To plug the gap, Sharma and his colleagues published a comprehensive study in the Geomatics, Natural Hazards and Risk open access journal in 2021 after analysing lightning occurrences and fatalities between 2011 and 2020. The paper found that Nepal reported more than 1 million lightning strikes from 2016 to 2020, with March to August being the most active months due to cloud build-up.

"Lightning occurrence and fatalities are most frequent in districts along the southern border, and least in the northern high-elevation districts," the study said. "Lightning occurrence and fatalities are concentrated in the pre-monsoon and monsoon months ... the maximum lightning activity takes place during the months of April, May and June."

So far this year, there have been 45 reported incidents of thunderbolts striking the earth's surface, resulting in at least seven deaths and 49 injuries, according to the disaster risk reduction portal. Earlier this month, a woman and a man in two separate villages of Parbat district in central Nepal died of a lightning strike while at home, while a 12-year-old girl was killed in midwestern Nepal's Dailekh district, local media reported.

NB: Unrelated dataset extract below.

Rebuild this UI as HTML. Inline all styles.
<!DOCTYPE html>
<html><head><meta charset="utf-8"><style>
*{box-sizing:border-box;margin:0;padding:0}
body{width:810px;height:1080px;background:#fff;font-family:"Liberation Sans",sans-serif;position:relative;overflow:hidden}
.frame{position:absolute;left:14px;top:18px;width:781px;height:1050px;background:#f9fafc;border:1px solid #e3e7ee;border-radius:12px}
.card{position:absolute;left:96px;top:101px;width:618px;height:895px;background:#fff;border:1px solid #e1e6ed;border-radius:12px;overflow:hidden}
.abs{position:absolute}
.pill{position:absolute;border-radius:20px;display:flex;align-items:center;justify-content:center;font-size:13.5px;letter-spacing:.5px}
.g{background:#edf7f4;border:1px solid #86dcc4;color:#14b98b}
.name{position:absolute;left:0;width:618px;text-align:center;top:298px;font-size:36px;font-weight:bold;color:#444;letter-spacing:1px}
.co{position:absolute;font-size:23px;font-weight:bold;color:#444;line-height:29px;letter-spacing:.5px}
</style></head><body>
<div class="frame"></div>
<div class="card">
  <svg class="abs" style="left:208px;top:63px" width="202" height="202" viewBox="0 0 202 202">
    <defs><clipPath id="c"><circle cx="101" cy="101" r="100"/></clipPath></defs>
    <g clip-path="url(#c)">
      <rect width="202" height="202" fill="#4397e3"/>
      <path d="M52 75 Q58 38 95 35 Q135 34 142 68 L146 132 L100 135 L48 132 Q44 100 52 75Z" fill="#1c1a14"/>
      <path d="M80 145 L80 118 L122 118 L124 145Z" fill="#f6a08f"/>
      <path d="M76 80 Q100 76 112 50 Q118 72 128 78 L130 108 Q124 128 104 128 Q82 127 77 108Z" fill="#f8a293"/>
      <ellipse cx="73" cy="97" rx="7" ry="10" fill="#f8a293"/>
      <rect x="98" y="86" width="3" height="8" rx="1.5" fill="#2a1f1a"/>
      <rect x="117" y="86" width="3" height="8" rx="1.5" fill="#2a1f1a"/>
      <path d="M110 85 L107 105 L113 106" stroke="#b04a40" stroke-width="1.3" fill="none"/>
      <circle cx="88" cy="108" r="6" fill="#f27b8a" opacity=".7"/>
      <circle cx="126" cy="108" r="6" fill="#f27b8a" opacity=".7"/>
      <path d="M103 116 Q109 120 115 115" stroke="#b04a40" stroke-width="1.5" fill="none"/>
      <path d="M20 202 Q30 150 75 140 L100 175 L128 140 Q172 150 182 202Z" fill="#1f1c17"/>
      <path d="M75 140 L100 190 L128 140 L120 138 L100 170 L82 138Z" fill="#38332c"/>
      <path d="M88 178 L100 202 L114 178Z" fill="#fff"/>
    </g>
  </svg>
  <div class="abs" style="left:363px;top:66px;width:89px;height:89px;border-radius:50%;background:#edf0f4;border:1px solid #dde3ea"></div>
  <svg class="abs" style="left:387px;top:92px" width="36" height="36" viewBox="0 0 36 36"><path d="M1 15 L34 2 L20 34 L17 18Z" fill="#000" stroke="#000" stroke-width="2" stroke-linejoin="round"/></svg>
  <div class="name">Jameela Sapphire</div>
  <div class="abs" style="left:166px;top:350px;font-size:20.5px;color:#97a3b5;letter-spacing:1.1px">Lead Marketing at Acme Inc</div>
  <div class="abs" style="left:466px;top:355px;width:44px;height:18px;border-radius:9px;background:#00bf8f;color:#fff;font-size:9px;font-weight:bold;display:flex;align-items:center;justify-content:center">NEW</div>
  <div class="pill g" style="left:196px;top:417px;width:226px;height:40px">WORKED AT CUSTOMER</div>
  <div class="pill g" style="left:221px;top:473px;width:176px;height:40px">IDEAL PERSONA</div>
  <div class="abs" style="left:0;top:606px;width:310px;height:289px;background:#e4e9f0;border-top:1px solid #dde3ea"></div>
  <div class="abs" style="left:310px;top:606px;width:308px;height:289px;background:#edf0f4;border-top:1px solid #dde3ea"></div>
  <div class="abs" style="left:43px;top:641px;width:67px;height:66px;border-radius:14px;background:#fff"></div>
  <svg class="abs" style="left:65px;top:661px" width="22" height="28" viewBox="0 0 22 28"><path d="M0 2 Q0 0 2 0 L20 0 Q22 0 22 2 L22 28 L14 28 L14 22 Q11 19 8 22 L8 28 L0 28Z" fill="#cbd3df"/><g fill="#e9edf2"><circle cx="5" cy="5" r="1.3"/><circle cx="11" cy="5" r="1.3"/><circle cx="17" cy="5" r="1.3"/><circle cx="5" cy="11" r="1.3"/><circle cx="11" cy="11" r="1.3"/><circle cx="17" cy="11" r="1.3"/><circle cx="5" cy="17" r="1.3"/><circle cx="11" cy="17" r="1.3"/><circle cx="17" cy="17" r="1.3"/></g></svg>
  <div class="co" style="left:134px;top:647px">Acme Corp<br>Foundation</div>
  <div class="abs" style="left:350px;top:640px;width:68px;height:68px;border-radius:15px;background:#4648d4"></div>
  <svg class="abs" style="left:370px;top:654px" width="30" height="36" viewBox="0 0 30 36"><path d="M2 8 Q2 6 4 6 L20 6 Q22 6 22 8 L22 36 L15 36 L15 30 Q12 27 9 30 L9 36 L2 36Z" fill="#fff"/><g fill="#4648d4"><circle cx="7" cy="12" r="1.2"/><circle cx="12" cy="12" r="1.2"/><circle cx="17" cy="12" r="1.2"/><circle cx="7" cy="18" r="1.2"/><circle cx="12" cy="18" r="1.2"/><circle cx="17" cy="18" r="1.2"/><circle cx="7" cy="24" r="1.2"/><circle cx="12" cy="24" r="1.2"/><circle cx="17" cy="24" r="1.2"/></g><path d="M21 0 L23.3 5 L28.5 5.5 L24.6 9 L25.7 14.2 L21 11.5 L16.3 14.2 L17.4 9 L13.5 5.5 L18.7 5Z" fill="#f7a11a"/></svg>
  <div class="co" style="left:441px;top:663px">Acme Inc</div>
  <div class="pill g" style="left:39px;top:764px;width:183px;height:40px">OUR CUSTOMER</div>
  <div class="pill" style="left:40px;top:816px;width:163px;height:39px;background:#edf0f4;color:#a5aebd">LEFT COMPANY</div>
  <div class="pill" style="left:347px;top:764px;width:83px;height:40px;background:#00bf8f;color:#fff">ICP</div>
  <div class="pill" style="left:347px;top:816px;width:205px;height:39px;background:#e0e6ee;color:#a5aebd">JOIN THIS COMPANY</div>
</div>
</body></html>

Though Nepal's southern plains sees more reports of lightning occurrences, Sharma's study found that the casualties were higher in the mid-hill areas in the central part of the country.

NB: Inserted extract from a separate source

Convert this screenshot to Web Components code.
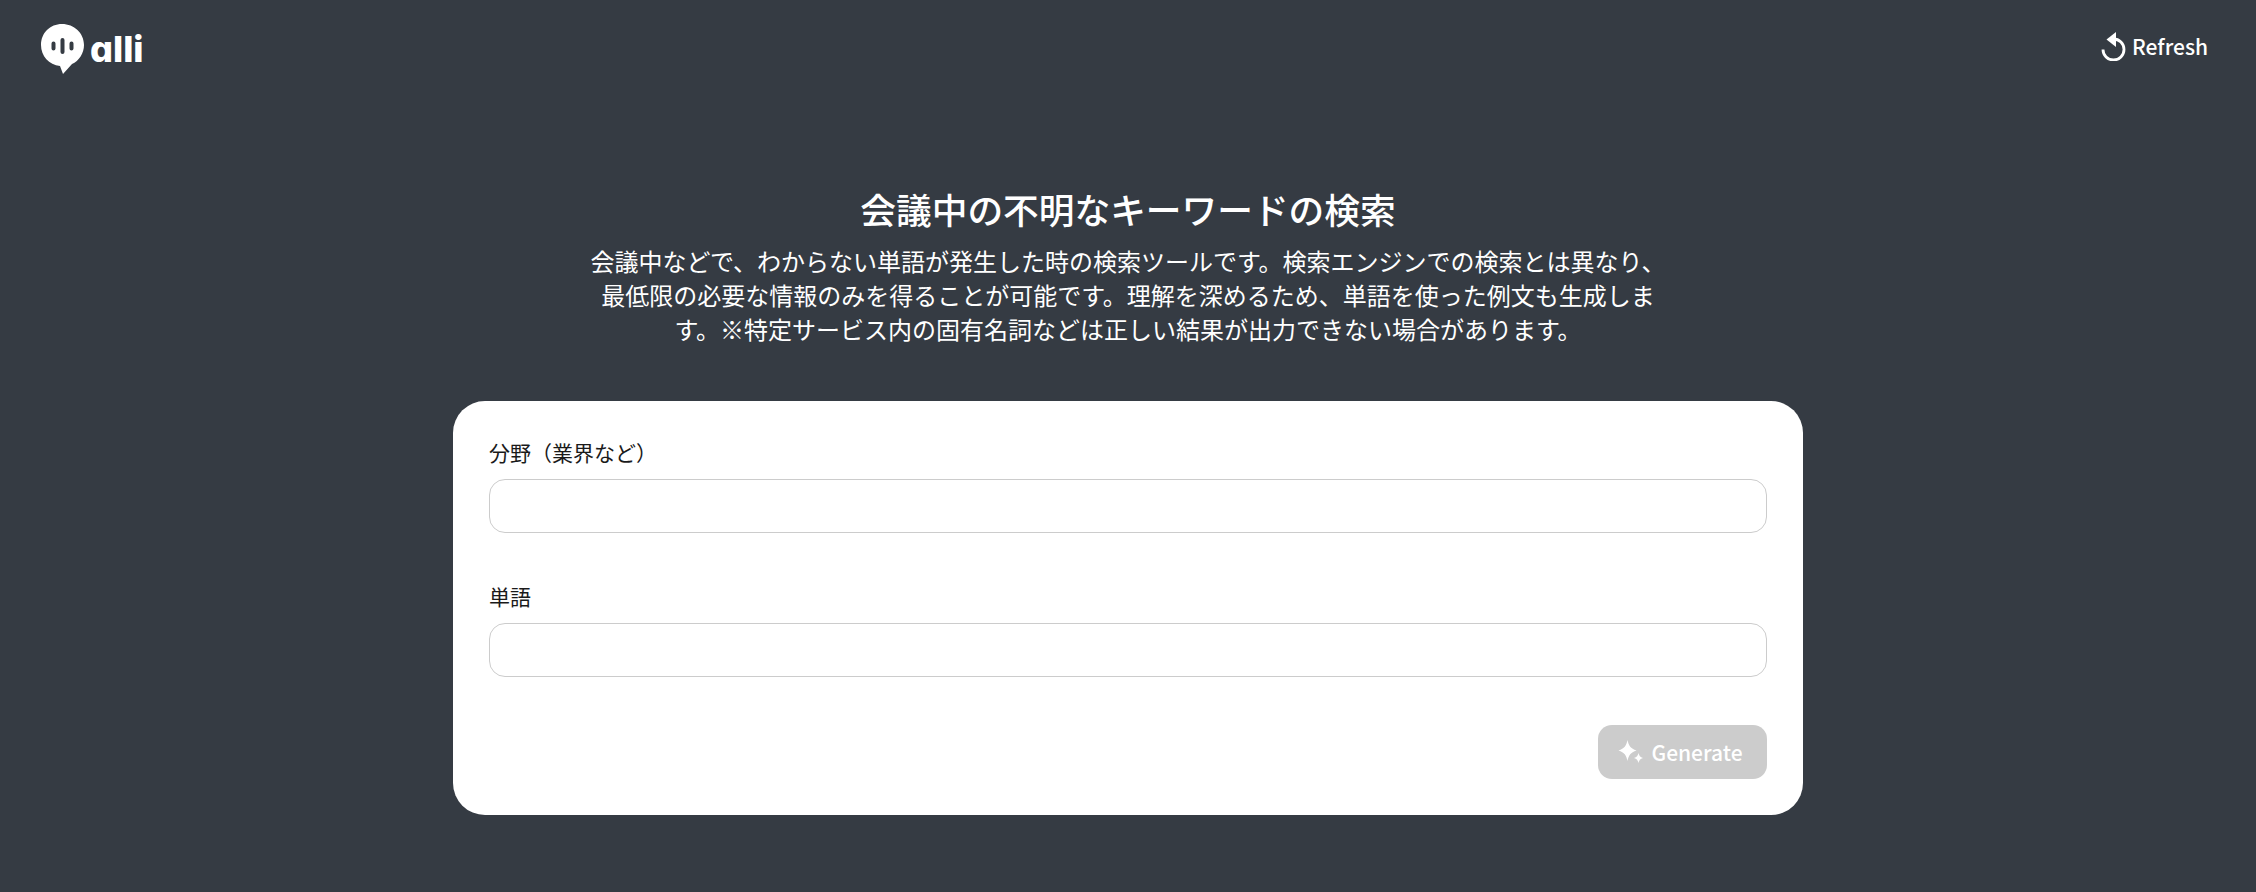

"Lightning starts after 2pm and peaks between 4pm and 6pm in mid-hill areas, and that's the time when people are out in the farms or herding cattle," he said. "This leads to higher deaths than in the southern plains, where lightning usually starts in the evening and peaks around midnight when people are indoors."

Many researchers have noted that lightning disproportionally kills the poor, with a 2016 study finding that such causalities in lower-income countries "often involve people working outside during manual labour-intensive agriculture". In 2020, a single incident of a lightning strike killed 500 sheep while they were grazing in western Nepal, contributing to the death of a total of 3,300 livestock due to lightning over the past years. Over that time frame, lightning strikes have been the second most common weather-related cause of death for farm animals, only behind fires. These incidents have had devastating impacts on people's livelihoods.

Sharma said a lack of safe shelters, coupled with inadequate protection in many traditional Nepali mud-brick homes, contributed to the number of fatalities in both people and livestock.

Globally, an estimated 24,000 people are killed in lightning strikes annually, though the numbers are higher in low-income countries.

The United States reported 13 lightning-related fatalities last year - the second lowest ever recorded - while the United Nations estimates thunderbolts now kill more than 300 people annually in Bangladesh, compared with a few dozen deaths in the 1950s. The UN report last year said the rise in carbon emissions and average global temperature was increasing the frequency and intensity of powerful storms in northern Bangladesh and Nepal.

A 2014 study in the journal Science concluded that every 1 degree Celsius rise in temperatures would raise the number of lightning strikes by 12 per cent.

According to Sharma, meteorological modelling and specialised instruments such as field mill sensors help in forecasting lightnings accurately, though Nepal does not have the technology for lightning early warning systems.

In 2017, Nepal's Department of Hydrology and Meteorology installed nine lightning detection stations in various airports to accurately forecast storms. However, they were moved to nearby areas after detecting interference from the airport's radio frequency and showing erroneous readings, and have been inactive since 2022.

"We moved the hardware but haven't been able to fix the software," Indira Kandel, senior divisional meteorologist, told This Week in Asia. "We haven't been able to identify the error as well."

There have been limited discussions about installing an early warning system for lightning, but the meteorology department plans to strengthen the existing forecasting system to alert the public and reactivate the lightning detection network.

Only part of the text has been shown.